A che scopo questo excursus, vi chiederete voi? Beh, chi frequenta la zona non dovrebbe avere dubbi. Negli ultimi tempi sono cresciute, purtroppo, le frizioni tra gli abitanti italiani di San Lorenzo e gli stranieri. È vero, alcuni tra questi ultimi talvolta danno vita a uno spettacolo poco edificante nella cosiddetta “Piazza Nuova”, con lanci di bottiglie di vetro e faide interne ai loro gruppi, che spesso costringono alla fuga chiunque sia nelle vicinanze. Quello che ci sentiamo di chiedere però, a chi vive in loco, è di non perdere, per colpa di alcuni, l’ospitalità che ha sempre contraddistinto il quartiere. Quell’eterogeneità culturale che è stata il punto di forza di San Lorenzo per molti decenni. Chiedete ai vostri nonni quanto fosse difficile all’inizio vivere con chi veniva da Sgurgola Marsicana o dalla Puglia.
Il fatto del rifugiato somalo, tra l’altro, dimostra come siano ancora molti quelli che sono pronti a scendere in campo per difendere i diritti di un ragazzo fino a quel momento sconosciuto.

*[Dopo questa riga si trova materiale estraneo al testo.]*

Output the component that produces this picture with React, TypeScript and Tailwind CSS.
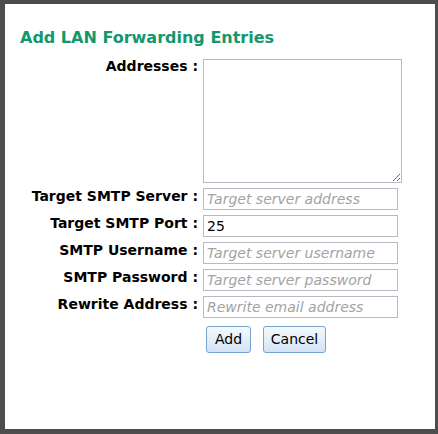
import { useState } from 'react';

const font = { fontFamily: '"DejaVu Sans", Verdana, sans-serif' };

const fields = [
  { label: 'Target SMTP Server :', placeholder: 'Target server address', value: '' },
  { label: 'Target SMTP Port :', placeholder: '', value: '25' },
  { label: 'SMTP Username :', placeholder: 'Target server username', value: '' },
  { label: 'SMTP Password :', placeholder: 'Target server password', value: '' },
  { label: 'Rewrite Address :', placeholder: 'Rewrite email address', value: '' },
];

export default function App() {
  const [values, setValues] = useState(fields.map((f) => f.value));
  const [addresses, setAddresses] = useState('');

  return (
    <div className="w-[438px] h-[434px] bg-[#4d4d4d] pt-[4px] pl-[5px]" style={font}>
      <div className="w-[430px] h-[425px] bg-white pl-[15px] pt-[23px]">
        {/* Title */}
        <h1 className="text-[16px] leading-[22px] font-bold text-[#12976f] mb-[10px]">
          Add LAN Forwarding Entries
        </h1>

        {/* Form */}
        <div className="grid grid-cols-[178px_auto] gap-x-[5px] gap-y-[5px] items-center">
          <label className="self-start text-right text-[14px] leading-[16px] font-bold text-black -mt-[1px]">
            Addresses :
          </label>
          <textarea
            value={addresses}
            onChange={(e) => setAddresses(e.target.value)}
            className="w-[199px] h-[124px] border border-[#b9bac1] bg-white outline-none block"
          />

          {fields.map((f, i) => (
            <div key={f.label} className="contents">
              <label className="text-right text-[14px] leading-[16px] font-bold text-black -mt-[7px]">
                {f.label}
              </label>
              <input
                type="text"
                value={values[i]}
                placeholder={f.placeholder}
                onChange={(e) => {
                  const next = [...values];
                  next[i] = e.target.value;
                  setValues(next);
                }}
                className="w-[195px] h-[22px] border border-[#b9bac1] px-[3px] text-[14px] text-black placeholder:italic placeholder:text-[#a3a3a3] outline-none block"
                style={font}
              />
            </div>
          ))}

          <div />
          <div className="flex gap-[12px] pl-[3px] pt-[3px]">
            <button
              className="w-[45px] h-[27px] rounded-[3px] border border-[#79a2cd] bg-gradient-to-b from-[#f6f9fd] to-[#d3e3f4] text-[14px] text-black"
              style={font}
            >
              Add
            </button>
            <button
              className="w-[63px] h-[27px] rounded-[3px] border border-[#79a2cd] bg-gradient-to-b from-[#f6f9fd] to-[#d3e3f4] text-[14px] text-black"
              style={font}
            >
              Cancel
            </button>
          </div>
        </div>
      </div>
    </div>
  );
}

Per questo ci sentiamo di rivolgere anche un appello alle forze dell’ordine. Questo controllo è sicuramente degenerato, purtroppo però, non è un caso unico. I ripetuti fermi di polizia verso gli stranieri, non fanno che alimentare il risentimento e la rabbia, rimarcando le diversità, invece di promuovere l’integrazione nel tessuto urbano di chi parla con un accento differente dal nostro.
Ricordatevi, inoltre, che avete la responsabilità di proteggere anche gli stranieri e non di terrorizzarli, come purtroppo è successo in questo caso. Perché la paura è sempre un cattivo deterrente per “tutelare” l’ordine nella città.